Trading an IPO for NOBO, and the Trek of My Life
It’s introduction time! I’m Bridget and I’m thru-hiking the Appalachian Trail NOBO in 2019. I’m almost 28 years old and have lived near Boston my whole life.
I’m not one of those people who has been hiking or doing other outdoor activities since birth. I did my first real hike the summer before my senior year of high school and immediately fell in love. I tagged along with a group of friends to climb Mount Monadnock in New Hampshire and had no idea it would spark a new passion. I reached the summit and looked out over miles of distant mountains and forest, and it was the best feeling I had ever experienced. After my first hike, I learned about the 4,000 Footer Club, which requires you to summit all 48 4,000-foot mountains in New Hampshire. I’m currently at 36/48 and will knock down quite a few of those remaining peaks during my thru-hike.
So, Why the Appalachian Trail?
Great question. I honestly can’t remember the moment I discovered the Appalachian Trail or the concept of thru-hiking, but it was some time in the fall of 2015. I was hopping between jobs after graduating and really unsure of what I wanted to do with myself. Once I heard about thru-hiking I knew it was something I had to do. The accomplishment of a thru-hike resonated more with me than any other milestone I pictured in my future. Since I didn’t have a stable job and was going through a bit of a rough spot in life, I decided to attempt a thru-hike in April 2016.
Long story short, I made it all the way to the Southern Terminus and became so anxious about the hike I turned around and flew back home. I’ve regretted it ever since. I am one of those unfortunate humans plagued with an anxiety disorder and it’s robbed me of a lot of cool experiences in life. Ever since I bailed on the trail in 2016 I’ve known deep down that I would try again. This was an experience that I wouldn’t allow my anxiety to keep me from. I would thru-hike the AT one day.
2019: Quitting My Job
Little did I know that second chance was coming sooner rather than later. In the fall of 2018 I became restless at my job. I worked in sales operations and though I enjoyed the work enough, I knew it wasn’t my passion. It was something I was good at and the company I worked for, an extremely successful tech startup, allowed me to learn and develop my skills at an accelerated pace. All in all it was a pretty great deal. I figured that once I had been promoted a couple of times and got to a comfortable salary it would all click into place. Even though I wasn’t passionate about tech, or motivated by the promise of an impressive career trajectory, I thought that once I hit this salary and this title it would all feel worth it.

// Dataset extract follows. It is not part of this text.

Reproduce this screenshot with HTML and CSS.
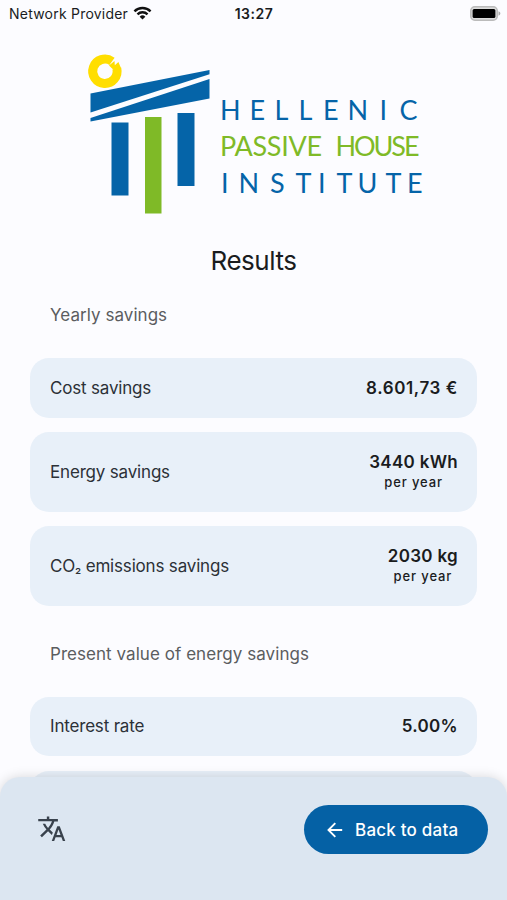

Well, spoiler alert—all of that happened and nothing clicked into place. Or at least, not the clicking that I thought would happen. What happened instead is that I looked at my future and thought: so what? So what if I have enough money to live comfortably, save for a house, buy some fancy things now and then? So what if I continue to be promoted, and continue to build my career? It was a bright future ahead of me, one that so many people in the world are working for, but it wasn’t for me. I could continue on this path and live a comfortable and stable life, but it wouldn’t make me happy.
I realized I needed a change. I needed to quit my job and find something I am passionate about, even if it doesn’t pay as well or look as glamorous. With that realization in place, I decided 2019 was my year to hike the trail.
Hopes and Fears for the Trail
I’m incredibly excited for the journey ahead of me. I feel so much more ready this time around and I am much more determined to make it to Katahdin. I’m excited to wake up every morning and walk in the woods and look out from summits. I’m relieved to live simply—carrying only what I need and being free from the stresses of life in the “real world.” I’m daydreaming of the trail magic and the amazing people I will meet along the way, and maybe even of my future trail family. I am determined to stand on top of Katahdin with the new confidence and profound pride that only walking 2,190 miles on the Appalachian Trail could give me.
I am also afraid. I’m afraid that I will let my anxiety, or doubt, or laziness take me off trail. I fear the potential injuries or family emergencies back home that could cut my trip short before I’m ready. And on some level, I’m also afraid of the person I will be when I finish. I know that this trek will inspire me to live my life how I’ve always wanted, to make big changes, and follow my heart that I have been ignoring for the last 27 years. I also know this will be a great gift. I can’t wait to start walking.